Rav Berg often talked about the idea that it is really part of the work of our generation, the generation of the Gemar HaTikun, to retract time, to remove the element of time. We can view it as two doors that we can enter. And next time you have the opportunity to do an action of Desire to Receive for the Self Alone, to do an action of ego, to do an action that harms your soul or somebody else, stop for a second and realize it’s not just that if you do this action you are going to have some sort of negativity come into your life… No, you are now going through a door that will take up a certain amount of your lifetime that was actually needed to make your correction.
We will all get to the Gemar HaTikun. We will all come to the Final Correction. The question is - how long it will take? Will we be expanding the time or contracting the time? It is the choice that we make every single moment. And it’s also true in the positive way. When we choose to push ourselves in uncomfortable ways to do an action of sharing, we contract time; we take the eleven day journey from Horeb to Kadesh and make it three days. Every day of our lives, through every choice that we make, we add or take away minutes, hours, days, weeks, or months. It gives us a whole new perspective to life and the choices that we make. Every positive action contracts time. Every negative action expands time.
One of the most important gifts in consciousness that we gain from the revelation of Moses to the Israelites on this Shabbat, therefore, is in understanding these choices that we make. We can no longer view negative choices or positive choices simply as whether they bring Light or darkness into our lives. We need to start viewing these choices as things that are either expanding or diminishing the distance of time. We need to have the understanding that every single one of us, no matter where we are in our process today, can completely finish our journey in this lifetime if we are consistently making the time smaller and not making those mistakes that expand and eat up the time from our lives.
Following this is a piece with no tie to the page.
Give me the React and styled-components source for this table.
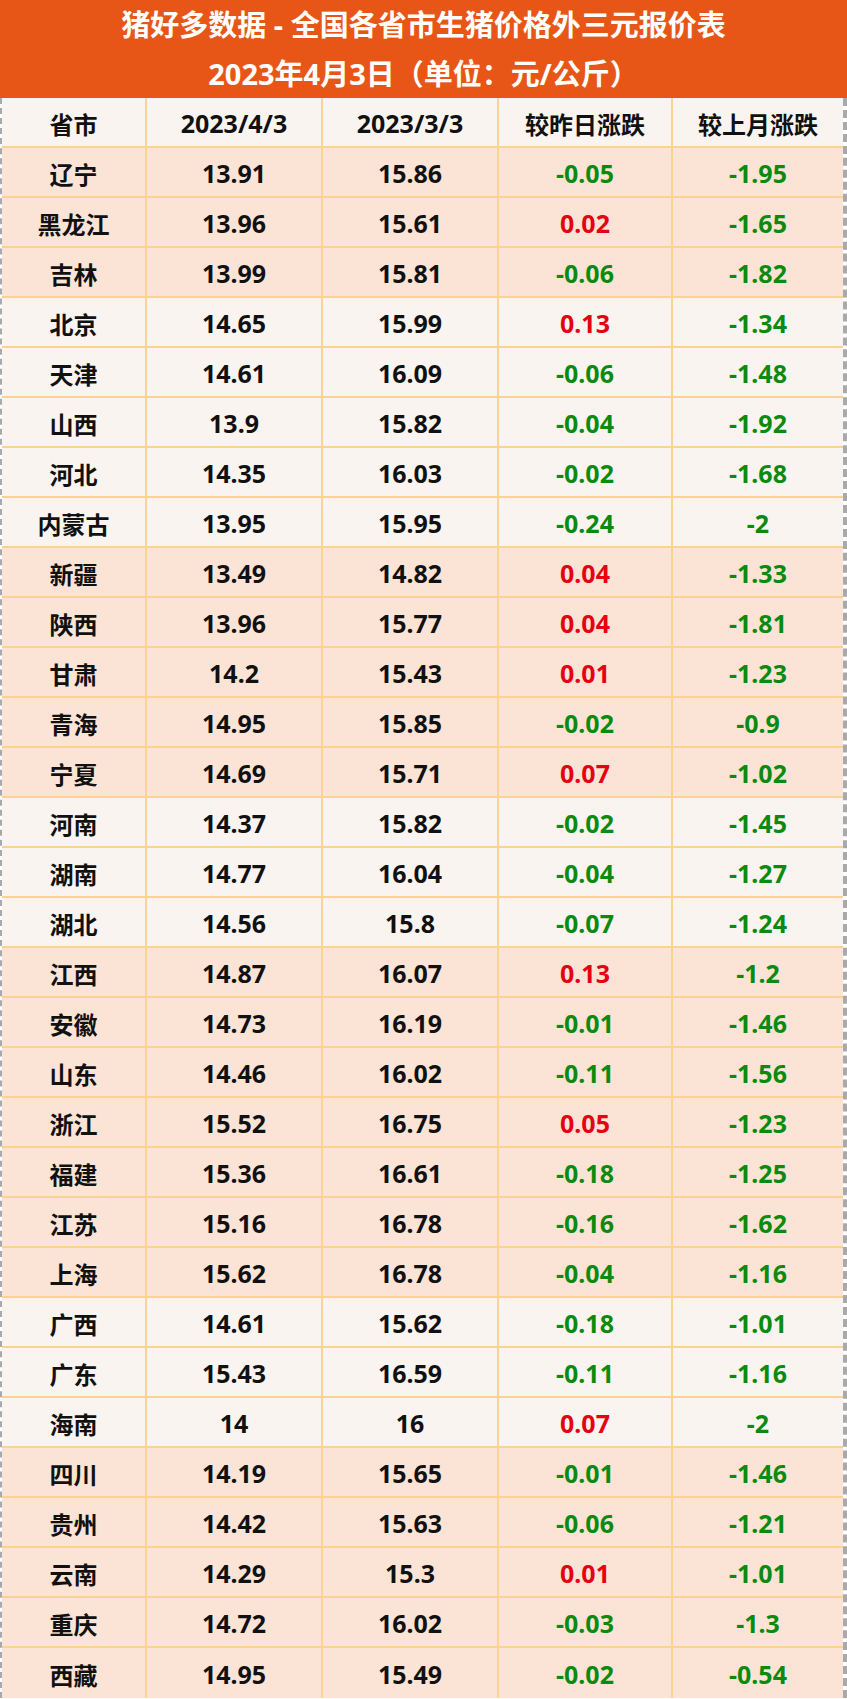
import React from 'react';
import styled, { createGlobalStyle } from 'styled-components';

const rows = [
	['辽宁', '13.91', '15.86', '-0.05', '-1.95', 'pink'],
	['黑龙江', '13.96', '15.61', '0.02', '-1.65', 'pink'],
	['吉林', '13.99', '15.81', '-0.06', '-1.82', 'pink'],
	['北京', '14.65', '15.99', '0.13', '-1.34', 'light'],
	['天津', '14.61', '16.09', '-0.06', '-1.48', 'light'],
	['山西', '13.9', '15.82', '-0.04', '-1.92', 'light'],
	['河北', '14.35', '16.03', '-0.02', '-1.68', 'light'],
	['内蒙古', '13.95', '15.95', '-0.24', '-2', 'light'],
	['新疆', '13.49', '14.82', '0.04', '-1.33', 'pink'],
	['陕西', '13.96', '15.77', '0.04', '-1.81', 'pink'],
	['甘肃', '14.2', '15.43', '0.01', '-1.23', 'pink'],
	['青海', '14.95', '15.85', '-0.02', '-0.9', 'pink'],
	['宁夏', '14.69', '15.71', '0.07', '-1.02', 'pink'],
	['河南', '14.37', '15.82', '-0.02', '-1.45', 'light'],
	['湖南', '14.77', '16.04', '-0.04', '-1.27', 'light'],
	['湖北', '14.56', '15.8', '-0.07', '-1.24', 'light'],
	['江西', '14.87', '16.07', '0.13', '-1.2', 'pink'],
	['安徽', '14.73', '16.19', '-0.01', '-1.46', 'pink'],
	['山东', '14.46', '16.02', '-0.11', '-1.56', 'pink'],
	['浙江', '15.52', '16.75', '0.05', '-1.23', 'pink'],
	['福建', '15.36', '16.61', '-0.18', '-1.25', 'pink'],
	['江苏', '15.16', '16.78', '-0.16', '-1.62', 'pink'],
	['上海', '15.62', '16.78', '-0.04', '-1.16', 'pink'],
	['广西', '14.61', '15.62', '-0.18', '-1.01', 'light'],
	['广东', '15.43', '16.59', '-0.11', '-1.16', 'light'],
	['海南', '14', '16', '0.07', '-2', 'light'],
	['四川', '14.19', '15.65', '-0.01', '-1.46', 'pink'],
	['贵州', '14.42', '15.63', '-0.06', '-1.21', 'pink'],
	['云南', '14.29', '15.3', '0.01', '-1.01', 'pink'],
	['重庆', '14.72', '16.02', '-0.03', '-1.3', 'pink'],
	['西藏', '14.95', '15.49', '-0.02', '-0.54', 'pink'],
];

const headers = ['省市', '2023/4/3', '2023/3/3', '较昨日涨跌', '较上月涨跌'];

const tone = (v) => (v.startsWith('-') ? 'down' : 'up');
const isNum = (v) => /^[-\d./]+$/.test(v);

const App = () => (
	<>
		<GlobalStyle />
		<Page>
			<Banner>
				<BannerLine>猪好多数据 - 全国各省市生猪价格外三元报价表</BannerLine>
				<BannerLine>2023年4月3日（单位：元/公斤）</BannerLine>
			</Banner>
			<Table>
				<Row $bg="light">
					{headers.map((h) => (
						<Cell key={h} $num={isNum(h)}>
							{h}
						</Cell>
					))}
				</Row>
				{rows.map(([name, today, month, day, mon, bg]) => (
					<Row key={name} $bg={bg}>
						<Cell>{name}</Cell>
						<Cell $num>{today}</Cell>
						<Cell $num>{month}</Cell>
						<Cell $num $tone={tone(day)}>
							{day}
						</Cell>
						<Cell $num $tone={tone(mon)}>
							{mon}
						</Cell>
					</Row>
				))}
			</Table>
		</Page>
	</>
);

const colors = {
	pink: '#fbe4d6',
	light: '#faf4f0',
	up: '#e60012',
	down: '#0a8a0f',
	line: '#fcd38e',
};

const Page = styled.div`
	width: 847px;
	font-family: 'Noto Sans', 'Noto Sans CJK SC', sans-serif;
	font-weight: 700;
`;

const Banner = styled.div`
	background: #e85617;
	height: 98px;
	display: flex;
	flex-direction: column;
	align-items: center;
	justify-content: center;
	color: #fff;
`;

const BannerLine = styled.div`
	font-size: 29px;
	line-height: 49px;
	white-space: nowrap;
`;

const Table = styled.div`
	border-left: 2px dashed #a9a9a9;
	border-right: 4px dashed #a9a9a9;
`;

const Row = styled.div`
	display: grid;
	grid-template-columns: 145px 176px 176px 174px 1fr;
	height: 50px;
	box-sizing: border-box;
	border-bottom: 2px solid ${colors.line};
	background: ${(p) => colors[p.$bg]};

	&:last-child {
		border-bottom: none;
	}
`;

const Cell = styled.div`
	display: flex;
	align-items: center;
	justify-content: center;
	padding-top: 2px;
	font-size: ${(p) => (p.$num ? '25px' : '24px')};
	color: ${(p) => (p.$tone ? colors[p.$tone] : '#111')};
	border-right: 2px solid ${colors.line};

	&:last-child {
		border-right: none;
	}
`;

const GlobalStyle = createGlobalStyle`
	body {
		margin: 0;
		background: #fff;
	}
`;

export default App;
The kabbalists teach that one of the gifts of this Shabbat, which is called Shabbat Chazon, the Shabbat of the Vision, is that our soul is able to, whether it is conscious or not, come to see our perfected self. We have the gift of that vision of our perfected self, to have that vision of the perfected world, and through that vision, receive the energy and the Light to push us; to push us to make the time shorter for correction, to make those choices that do not expand time. And the amazing truth is that every single one of us, in this lifetime, can achieve whatever vision we have of our perfected self on this Shabbat.